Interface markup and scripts
====================

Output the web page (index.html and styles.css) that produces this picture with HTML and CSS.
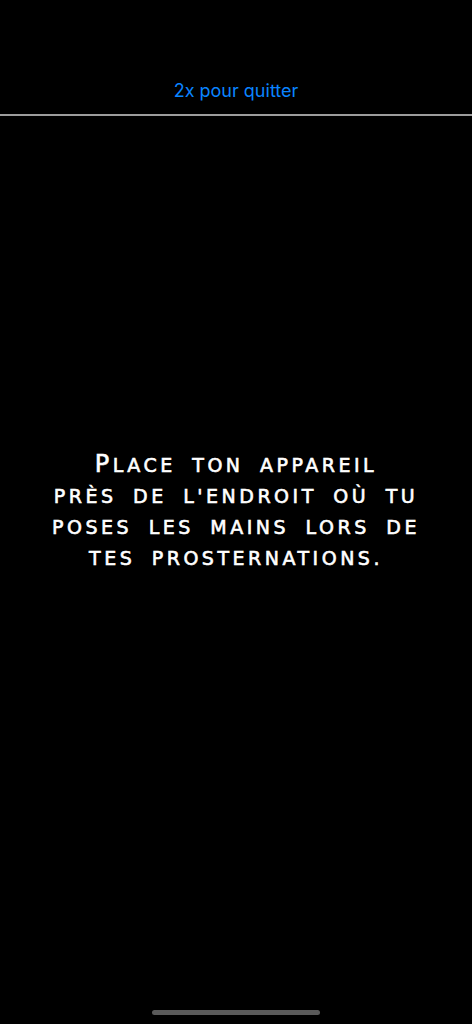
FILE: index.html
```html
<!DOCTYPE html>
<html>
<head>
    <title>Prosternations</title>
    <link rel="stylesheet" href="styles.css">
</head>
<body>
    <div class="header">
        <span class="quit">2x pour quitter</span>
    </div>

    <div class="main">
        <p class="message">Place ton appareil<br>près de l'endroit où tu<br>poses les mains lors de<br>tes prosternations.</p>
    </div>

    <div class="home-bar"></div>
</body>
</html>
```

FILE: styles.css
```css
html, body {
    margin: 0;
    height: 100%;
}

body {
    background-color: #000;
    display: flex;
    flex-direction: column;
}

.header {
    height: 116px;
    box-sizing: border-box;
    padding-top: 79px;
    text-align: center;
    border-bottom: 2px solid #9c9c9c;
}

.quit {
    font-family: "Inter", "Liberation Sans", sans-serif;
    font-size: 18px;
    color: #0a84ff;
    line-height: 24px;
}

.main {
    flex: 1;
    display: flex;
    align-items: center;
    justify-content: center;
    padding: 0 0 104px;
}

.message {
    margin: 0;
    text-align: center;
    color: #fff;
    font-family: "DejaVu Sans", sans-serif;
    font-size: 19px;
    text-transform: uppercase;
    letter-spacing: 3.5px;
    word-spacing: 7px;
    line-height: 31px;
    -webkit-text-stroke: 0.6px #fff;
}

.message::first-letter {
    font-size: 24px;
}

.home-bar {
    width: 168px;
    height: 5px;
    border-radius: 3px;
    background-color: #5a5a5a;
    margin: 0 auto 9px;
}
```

====================

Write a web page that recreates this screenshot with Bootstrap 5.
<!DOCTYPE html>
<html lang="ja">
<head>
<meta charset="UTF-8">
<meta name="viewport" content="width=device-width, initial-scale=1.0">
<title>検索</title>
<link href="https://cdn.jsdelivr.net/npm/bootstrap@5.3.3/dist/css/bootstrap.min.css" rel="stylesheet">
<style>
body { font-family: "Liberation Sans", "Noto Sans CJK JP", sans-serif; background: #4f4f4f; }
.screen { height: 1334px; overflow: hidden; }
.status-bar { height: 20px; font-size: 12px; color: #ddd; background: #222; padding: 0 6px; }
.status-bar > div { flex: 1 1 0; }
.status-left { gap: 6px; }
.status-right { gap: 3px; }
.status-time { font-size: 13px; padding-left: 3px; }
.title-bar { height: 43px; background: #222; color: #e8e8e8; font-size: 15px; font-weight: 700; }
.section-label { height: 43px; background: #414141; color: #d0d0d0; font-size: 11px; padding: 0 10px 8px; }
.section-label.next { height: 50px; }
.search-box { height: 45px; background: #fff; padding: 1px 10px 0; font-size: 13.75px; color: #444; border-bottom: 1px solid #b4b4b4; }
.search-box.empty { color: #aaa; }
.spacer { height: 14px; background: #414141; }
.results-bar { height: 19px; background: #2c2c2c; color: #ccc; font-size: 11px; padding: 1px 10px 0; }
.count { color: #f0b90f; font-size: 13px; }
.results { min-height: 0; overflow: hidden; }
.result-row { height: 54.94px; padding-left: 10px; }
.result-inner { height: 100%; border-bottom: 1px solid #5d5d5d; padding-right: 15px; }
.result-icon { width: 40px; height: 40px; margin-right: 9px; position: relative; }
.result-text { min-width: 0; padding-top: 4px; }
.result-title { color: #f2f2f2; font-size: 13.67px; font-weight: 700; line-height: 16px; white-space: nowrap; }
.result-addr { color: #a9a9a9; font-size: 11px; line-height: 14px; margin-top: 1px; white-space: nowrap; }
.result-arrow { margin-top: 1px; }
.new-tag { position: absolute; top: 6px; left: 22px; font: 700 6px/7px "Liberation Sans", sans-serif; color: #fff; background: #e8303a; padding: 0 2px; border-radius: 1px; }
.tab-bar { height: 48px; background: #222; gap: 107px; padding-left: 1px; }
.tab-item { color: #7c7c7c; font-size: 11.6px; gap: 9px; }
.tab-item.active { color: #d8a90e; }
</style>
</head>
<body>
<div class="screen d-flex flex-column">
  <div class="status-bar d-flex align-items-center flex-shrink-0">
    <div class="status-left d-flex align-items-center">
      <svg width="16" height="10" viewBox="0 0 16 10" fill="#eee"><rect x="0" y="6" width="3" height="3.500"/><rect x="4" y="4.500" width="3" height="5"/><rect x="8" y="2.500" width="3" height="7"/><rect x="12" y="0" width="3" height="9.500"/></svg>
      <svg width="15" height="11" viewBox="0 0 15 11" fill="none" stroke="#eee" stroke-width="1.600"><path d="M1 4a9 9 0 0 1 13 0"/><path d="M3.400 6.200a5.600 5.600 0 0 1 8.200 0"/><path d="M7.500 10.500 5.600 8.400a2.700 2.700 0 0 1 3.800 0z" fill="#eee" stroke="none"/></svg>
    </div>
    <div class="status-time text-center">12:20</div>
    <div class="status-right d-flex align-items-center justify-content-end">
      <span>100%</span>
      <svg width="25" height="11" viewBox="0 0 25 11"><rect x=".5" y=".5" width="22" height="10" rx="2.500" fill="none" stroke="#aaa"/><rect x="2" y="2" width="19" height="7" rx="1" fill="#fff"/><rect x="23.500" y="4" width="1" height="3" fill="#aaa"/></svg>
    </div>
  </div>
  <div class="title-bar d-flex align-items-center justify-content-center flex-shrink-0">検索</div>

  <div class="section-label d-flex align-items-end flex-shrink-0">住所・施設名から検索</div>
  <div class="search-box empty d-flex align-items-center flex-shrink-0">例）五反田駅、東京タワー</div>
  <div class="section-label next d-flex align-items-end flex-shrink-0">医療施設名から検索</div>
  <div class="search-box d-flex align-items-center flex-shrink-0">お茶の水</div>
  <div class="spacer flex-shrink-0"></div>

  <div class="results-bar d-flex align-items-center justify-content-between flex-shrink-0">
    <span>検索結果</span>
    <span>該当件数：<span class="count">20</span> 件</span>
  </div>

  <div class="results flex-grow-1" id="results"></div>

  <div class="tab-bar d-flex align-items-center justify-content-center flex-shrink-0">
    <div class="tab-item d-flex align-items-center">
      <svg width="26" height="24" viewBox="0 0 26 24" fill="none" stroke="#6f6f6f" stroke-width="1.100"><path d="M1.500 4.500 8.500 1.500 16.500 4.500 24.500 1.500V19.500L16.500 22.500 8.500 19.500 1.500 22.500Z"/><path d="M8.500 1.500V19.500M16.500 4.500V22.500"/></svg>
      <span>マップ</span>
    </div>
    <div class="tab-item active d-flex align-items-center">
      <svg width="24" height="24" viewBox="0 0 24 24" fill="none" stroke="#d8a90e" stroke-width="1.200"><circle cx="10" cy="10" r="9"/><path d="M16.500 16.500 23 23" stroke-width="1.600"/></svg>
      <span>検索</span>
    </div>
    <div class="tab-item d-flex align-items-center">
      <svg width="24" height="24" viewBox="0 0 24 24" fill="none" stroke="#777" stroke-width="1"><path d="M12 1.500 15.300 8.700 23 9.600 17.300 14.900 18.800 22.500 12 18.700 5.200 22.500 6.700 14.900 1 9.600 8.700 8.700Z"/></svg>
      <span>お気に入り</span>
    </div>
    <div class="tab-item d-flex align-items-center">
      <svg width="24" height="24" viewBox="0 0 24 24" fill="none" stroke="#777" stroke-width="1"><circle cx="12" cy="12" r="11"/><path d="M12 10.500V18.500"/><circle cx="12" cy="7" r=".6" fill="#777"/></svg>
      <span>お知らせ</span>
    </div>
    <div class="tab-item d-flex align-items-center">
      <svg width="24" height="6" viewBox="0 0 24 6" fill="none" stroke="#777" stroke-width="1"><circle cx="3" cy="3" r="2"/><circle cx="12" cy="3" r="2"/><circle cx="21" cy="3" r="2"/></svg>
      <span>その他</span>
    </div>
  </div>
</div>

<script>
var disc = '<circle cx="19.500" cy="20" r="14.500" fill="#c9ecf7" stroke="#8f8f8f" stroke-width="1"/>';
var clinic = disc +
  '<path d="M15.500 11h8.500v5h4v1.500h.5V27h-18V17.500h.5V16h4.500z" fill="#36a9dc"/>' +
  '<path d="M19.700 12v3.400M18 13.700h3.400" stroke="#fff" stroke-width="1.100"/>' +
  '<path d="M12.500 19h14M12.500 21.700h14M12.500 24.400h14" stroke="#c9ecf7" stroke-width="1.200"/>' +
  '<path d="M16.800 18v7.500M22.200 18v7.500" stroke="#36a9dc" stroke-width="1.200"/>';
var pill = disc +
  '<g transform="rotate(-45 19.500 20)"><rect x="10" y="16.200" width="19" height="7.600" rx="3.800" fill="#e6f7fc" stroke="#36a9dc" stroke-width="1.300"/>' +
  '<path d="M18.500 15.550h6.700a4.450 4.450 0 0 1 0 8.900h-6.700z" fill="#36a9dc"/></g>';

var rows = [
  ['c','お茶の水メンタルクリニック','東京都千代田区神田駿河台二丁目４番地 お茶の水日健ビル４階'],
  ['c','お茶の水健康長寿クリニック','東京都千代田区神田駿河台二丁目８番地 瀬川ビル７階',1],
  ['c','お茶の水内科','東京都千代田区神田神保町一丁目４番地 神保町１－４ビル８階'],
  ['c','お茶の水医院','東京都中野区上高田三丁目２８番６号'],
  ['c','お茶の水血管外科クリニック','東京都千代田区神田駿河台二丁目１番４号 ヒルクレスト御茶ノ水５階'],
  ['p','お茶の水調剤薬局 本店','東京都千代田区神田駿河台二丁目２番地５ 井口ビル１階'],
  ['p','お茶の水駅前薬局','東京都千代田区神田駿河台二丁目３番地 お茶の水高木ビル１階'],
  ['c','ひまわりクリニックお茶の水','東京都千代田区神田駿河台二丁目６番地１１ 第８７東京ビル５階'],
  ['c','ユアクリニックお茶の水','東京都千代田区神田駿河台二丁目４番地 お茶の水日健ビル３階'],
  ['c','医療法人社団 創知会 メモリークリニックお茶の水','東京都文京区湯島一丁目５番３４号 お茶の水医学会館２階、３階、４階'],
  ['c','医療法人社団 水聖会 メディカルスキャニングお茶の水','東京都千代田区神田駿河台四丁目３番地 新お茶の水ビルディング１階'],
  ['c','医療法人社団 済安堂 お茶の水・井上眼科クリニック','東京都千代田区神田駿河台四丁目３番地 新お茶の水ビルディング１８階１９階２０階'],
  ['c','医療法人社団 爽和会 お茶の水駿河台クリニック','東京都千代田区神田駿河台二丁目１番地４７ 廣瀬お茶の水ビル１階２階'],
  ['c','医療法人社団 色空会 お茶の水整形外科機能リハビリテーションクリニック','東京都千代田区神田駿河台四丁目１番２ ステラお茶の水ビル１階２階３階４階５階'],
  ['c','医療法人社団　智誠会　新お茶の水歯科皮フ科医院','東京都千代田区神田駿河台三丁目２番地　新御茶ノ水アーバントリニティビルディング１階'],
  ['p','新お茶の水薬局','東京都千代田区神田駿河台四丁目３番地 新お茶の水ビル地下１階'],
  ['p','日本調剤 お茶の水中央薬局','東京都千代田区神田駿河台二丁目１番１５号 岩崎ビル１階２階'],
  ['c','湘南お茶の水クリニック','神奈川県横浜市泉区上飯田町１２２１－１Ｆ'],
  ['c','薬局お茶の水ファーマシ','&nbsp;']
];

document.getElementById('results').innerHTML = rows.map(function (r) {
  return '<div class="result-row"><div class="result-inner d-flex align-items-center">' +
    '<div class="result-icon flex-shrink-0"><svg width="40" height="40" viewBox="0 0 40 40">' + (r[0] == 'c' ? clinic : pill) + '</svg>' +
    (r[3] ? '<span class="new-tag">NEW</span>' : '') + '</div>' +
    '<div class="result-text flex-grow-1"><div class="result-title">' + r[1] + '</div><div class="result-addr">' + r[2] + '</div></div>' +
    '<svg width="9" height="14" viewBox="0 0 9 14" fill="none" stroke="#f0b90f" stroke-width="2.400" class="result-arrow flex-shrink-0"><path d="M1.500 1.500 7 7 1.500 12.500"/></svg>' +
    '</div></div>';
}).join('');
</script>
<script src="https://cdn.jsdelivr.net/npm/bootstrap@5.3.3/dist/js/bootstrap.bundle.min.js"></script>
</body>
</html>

====================

▶ Set task: Work out how many lines of the data above hold the word "with", and write only the count.

▶ Result of this task: 2